As a youth, Derek was fascinated by the Führer and would impersonate his tirades, while having no idea of anti-Semitism. On September 2, 1939, aged nine, he was evacuated to Northwich in Cheshire. The new experience began badly. Each of the children was given a one-pound slab of Cadbury’s chocolate on arrival which Derek immediately ate, consequently being terribly sick. The family who took Derek in were not cruel, but neither were they kind. They had boys of their own and he was picked on for not being able to use a knife and fork properly.
He was wretchedly homesick and asked to be sent back to Liverpool after only seven weeks just in time for the horrendous blitz. St Silas Street was close to the docks so was heavily bombed. The family sheltered in a cupboard space under the stairs, where Derek calmly cut notches in the woodwork to mark the explosions. The air raids were something of a game for the children. When the ‘all-clear’ siren sounded, they all ran out to collect shrapnel. Derek remembers asking passing men for cigarette cards, perhaps a start to his instinct for collecting. He remembered his father taking him out to walk through the rubble of the Liverpool docks and the ruins of the old Custom House. Queen Victoria’s statue remained intact among acres of rubble.
He followed the war with intense interest. For a young boy, these were heady days, the Dunkirk evacuation, though a calamity, was heroic. The aerial Battle of Britain was glorious. Churchill’s speeches were truly inspirational, and then, when the tide began to turn, came the North African campaign led campaign led by Field Marshall Montgomery. He was spectator to what he saw as truly exciting and a great adventure.
Derek attended the Liverpool Institute, leaving in 1944 aged fifteen, having obtained a Certificate of Education with distinctions in English, Literature, and Mathematics. He did National Service in 1947, an experience he didn’t enjoy. He then married his first wife, Vera Tarbuck, in 1949 when they were both just nineteen. Together, they had three children: Stephen, Cathy, and Philip. They divorced in 1975 and Vera passed away in 1988.

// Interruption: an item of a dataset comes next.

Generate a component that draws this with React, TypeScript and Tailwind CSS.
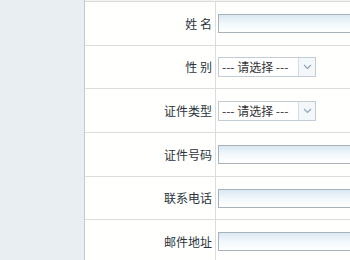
import React from "react";

const font = { fontFamily: '"SimSun","Noto Sans CJK SC","Liberation Sans",sans-serif' };

function TextInput() {
  return (
    <div className="h-[19px] w-[160px] shrink-0 border border-[#a9b2bb] bg-gradient-to-b from-[#d9e8f2] via-[#f2f8fb] to-white" />
  );
}

function Select() {
  return (
    <div className="flex h-[20px] w-[98px] shrink-0 items-center border border-[#c3ccd4] bg-white">
      <span className="flex-1 pl-[3px] text-[12px] leading-none text-[#333]">--- 请选择 ---</span>
      <span className="flex h-full w-[17px] items-center justify-center border-l border-[#d5dde4] bg-[#f4f7fa]">
        <svg width="9" height="6" viewBox="0 0 9 6">
          <path d="M1 1 L4.5 4.5 L8 1" fill="none" stroke="#8ea3b8" strokeWidth="1.2" />
        </svg>
      </span>
    </div>
  );
}

function Row({ label, h, children }: { label: string; h: string; children: React.ReactNode }) {
  return (
    <div className={`flex shrink-0 border-b border-[#dcdcdc] ${h}`}>
      <div className="flex w-[131px] shrink-0 items-center justify-end border-r border-[#dcdcdc] pr-[3px] text-[12px] text-[#2a3440]">
        {label}
      </div>
      <div className="flex flex-1 items-center pl-[2px]">{children}</div>
    </div>
  );
}

export default function App() {
  return (
    <div className="flex h-[260px] w-[350px] overflow-hidden bg-white" style={font}>
      <div className="w-[84px] shrink-0 bg-[#e8eef2]" />
      <div className="w-px shrink-0 bg-[#c4c9ce]" />
      <div className="flex min-w-0 flex-1 flex-col bg-[#fffffd]">
        <div className="h-[2px] shrink-0 border-b border-[#dcdcdc] bg-[#f3f3f3]" />
        <Row label="姓 名" h="h-[44px]"><TextInput /></Row>
        <Row label="性 别" h="h-[43px]"><Select /></Row>
        <Row label="证件类型" h="h-[44px]"><Select /></Row>
        <Row label="证件号码" h="h-[44px]"><TextInput /></Row>
        <Row label="联系电话" h="h-[43px]"><TextInput /></Row>
        <Row label="邮件地址" h="h-[44px]"><TextInput /></Row>
      </div>
    </div>
  );
}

Derek passed the highly competitive civil service entrance exam, initially joining first the Inland Revenue and then HM Customs and Excise. He eventually became co-head of the City VAT Office and finished the last nine years of his civil service career as the Director General’s Adjudicator for the Office of Fair Trading. In 1992, he was awarded the Imperial Service Order for services to the Office of Fair Trading. Asked by the Queen how long he had been in civil service, he answered 49 years. “That’s a very long time,” she replied. In the 1970s, he also served as a justice of the peace, which saw him adjudicate on crimes in the lower courts.
Derek moved to Blenheim Grove, Peckham, in 1988 with his second wife Ann Darnbrough. His first contribution was to join the campaign to resist the Channel Tunnel Rail Link planned through Peckham and Camberwell, and he eventually chaired the protest group PEARL. If it wasn’t for Derek’s leadership, and the contribution of many others, much of the area including Blenheim Grove and Lyndhurst Way and roughly 170 homes would have been annihilated. Many more properties and households would have been severely impacted by the years of construction work. But Derek’s hard work ensured the campaign garnered national attention.

They were successful. The route was directed through Stratford instead, affecting just 115 homes. The fiery battle for Peckham’s soul had been won and Derek gained many lifelong friends in the process. It also convinced him Peckham needed to be protected and deserved respect. He was introduced to local history by lifelong Peckham resident Deborah Elliott and thus began his historical mission. With Deborah as a researcher and collaborator, Derek wrote many articles and books on the town’s personalities and buildings. These articles filled many of the Peckham Society’s publications, Peckham Society News. Probably the gem and ultimate contribution to the history of Peckham is the recently published Peckham Heritage: Past, Present, and Future, written by Derek with architectural notes by local architect and friend, Benedict O’Looney.

Alongside his Civil Service job, he joined the National Information Forum, a charity devoted to improving the provision of information to disabled people and other disadvantaged groups. He served as their honourary treasurer and company secretary and, with his wife Ann, co-authored a number of books including eight editions of Directory for Disabled People and six editions of Motoring and Mobility for Disabled People. He was especially proud of their joint venture, The Sex Directory, a guide for sexual problems, published at a time when AIDS and HIV were little understood. Ann sadly passed away in 2013 after a long, happy marriage.

Derek was very interested in politics and of a liberal bent. Though he did not actively campaign in any way, he would never miss Prime Minister’s Questions and ‘round the dining room table’ sessions with friends would often involve his thoughts and views on various things happening in the political world. He lived through twenty Prime Ministers, one more than the late-Queen. His favourite of all was Clement Attlee and he felt Boris Johnson was too “flamboyant”.
In 2016, Derek met Nancy Coleman-Frank, a Californian who had traveled to the UK to research the eminent 18th-century botanist Peter Collinson. They discovered they had much in common, romance blossomed, and the couple wed on November 25, 2018. Together they went on to transform the American Garden in Peckham Rye Park, creating a charity to support this project. Derek described his wife, who helped inspire the book Peckham Personalities, as “miraculous.” Asked what it was like to fall in love later in life, Nancy said: “It’s this wonderful sense of somebody you really care about, somebody you really want to be with, somebody you fit together with really well. It’s really heartwarming to find someone like that especially when you’re older. It was an adventure for both of us and it was a good adventure.”

Derek is survived by his wife Nancy Coleman-Frank, brother Lawrence Kinrade, children Cathy Mason and Philip Kinrade, step-children Philip Darnbrough, Melissa Holritz, and Christopher Frank, as well as numerous grandchildren and great-grandchildren, nieces, and nephews.
The family requests, as Derek wished, donations be made to The American Garden in Peckham instead of flowers. www.americangardenpeckham.org
The public will be invited to a tree-planting ceremony in The American Garden in honor of Derek in the autumn, with more details set to be announced in due course.